Monday, June 17Royal Holloway's offical student publication, est. 1986

A Royal Review

Based on the novels by Lily Blake and dramatised by Laurie McCarthy and Stephanie SenGupta, the new television series, ‘Reign’ has stolen the spotlight on The CW – a popular American channel – and, of course, the wonderful Netflix.

Following the life of Mary, Queen of Scots and her engagement to the future King of France, Francis; a politically arranged union based on forming an alliance against the English Queen, Elizabeth I, this American, historical, fantasy has proven to be worthy of not just my praise but renowned awards. Examples include the People’s Choice Award and Hollywood Post Alliance Awards, and as Series 3 unravels this month, I am sure there will be many more awards to come.

Filming takes place in a variety of stunning locations, some of which include Toronto and Ireland; these natural settings are complemented by profoundly beautiful works of construction. The castles in “France” and “England” are two of the prime areas in which the majority of the action takes place, which is just one factor which makes this series so compelling to watch, as the sheer size and intricate design of these buildings always provides the audience with something interesting to look at. It shows that, even if you’re not concentrating on what the characters are doing or saying, you can, at least, appreciate the architecture or scenery.

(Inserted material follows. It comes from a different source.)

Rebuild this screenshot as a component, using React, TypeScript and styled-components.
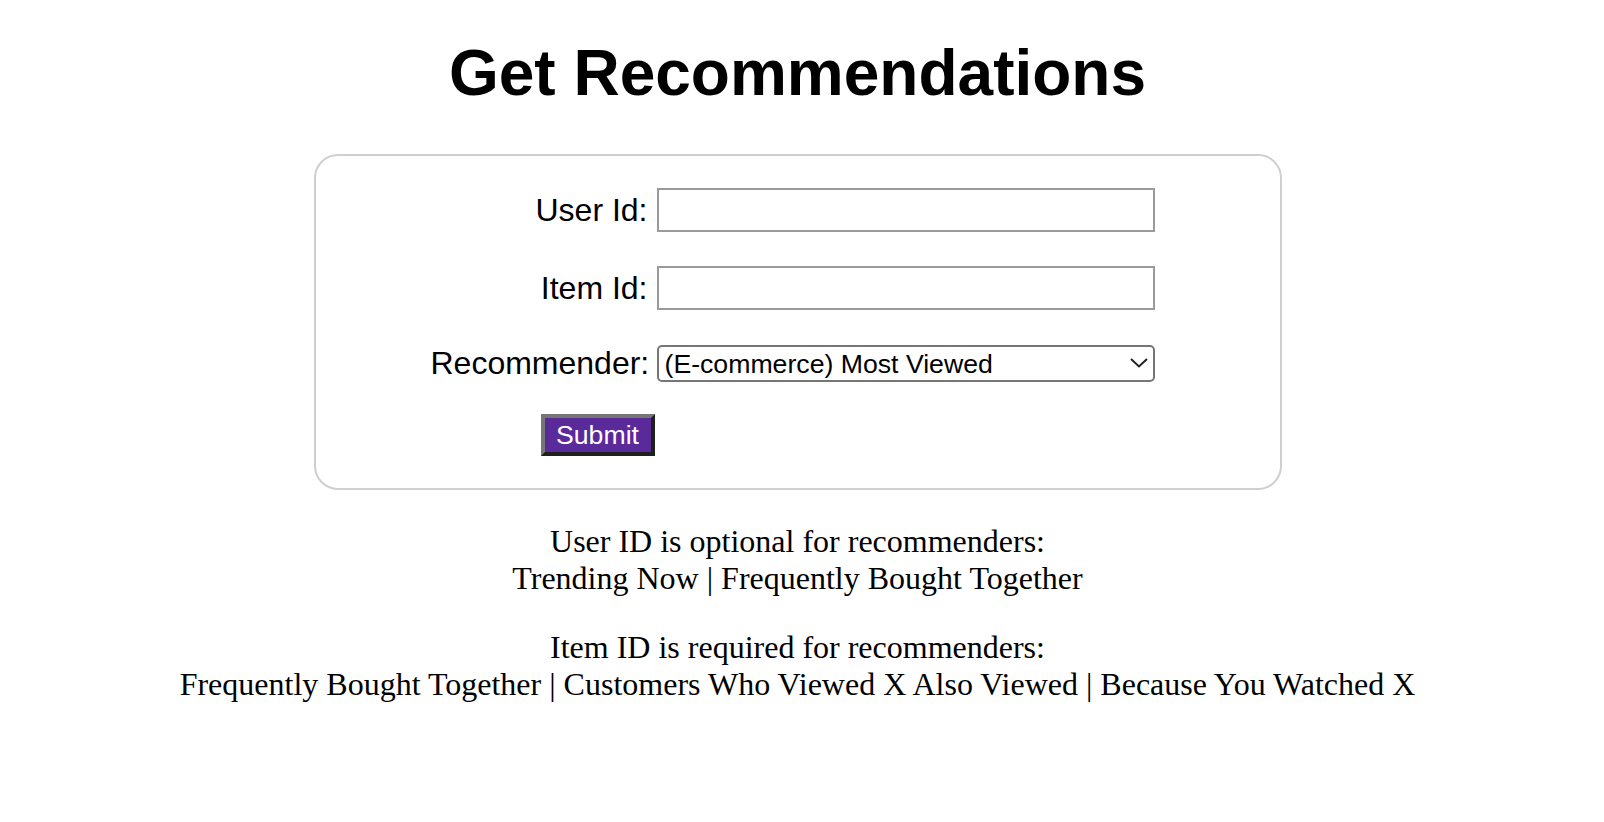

In terms of the historical context of this series, the monarchy in France, Scotland and England and the way in which times have changed in relation to how royals are viewed by the general public and their varying levels of fear, hatred and respect, are conveyed quite accurately. I have been convincingly educated and enlightened by the romantic presentation of this historically poignant time, and continue to be thoroughly impressed with the quality of acting, music and effects used. This series is both entertaining as well as enriching, which, I think, is important when one devotes their time to television.

Relationships also form a fundamental part of the structure of this series; the audience are presented with a plethora of liaisons between characters that never fail to surprise. Just as you become convinced that a new relationship has settled, time and time again, obstacles are thrown in their way. Interestingly, this sense of frustration drives my personal curiosity as to what future seasons will bring, in conjunction with the prominent theme of lust. I would have preferred to avoid cliche, however, it is true that sex sells and I am obliged to acknowledge this in light of this program. There are countless erotic scenes between the talented actress, Adelaide Kane, and the accomplished actor, Toby Regbo, yet these scenes do not detract from the main action, but merely add elements of excitement and passion, intending to induce a deeper emotional response from the audience and simultaneously complementing the withstanding drama.

For those who enjoy action and intense fight-scenes, war is an ongoing theme throughout the series, including that of the dispute between France and Scotland and England. In addition, the commonly known chaos and disruption caused by religious faith, particularly that of Catholic and Protestant Christians who have very different ideas about the teachings of Christ, is a prevalent form of debate. Further aspects of interest include betrayal, love, murder, blackmail and so much more, and I am confident in saying that I will be following this series until it concludes. Inspirational and, at times, gut-wrenching, this successful new show is well worth a watch.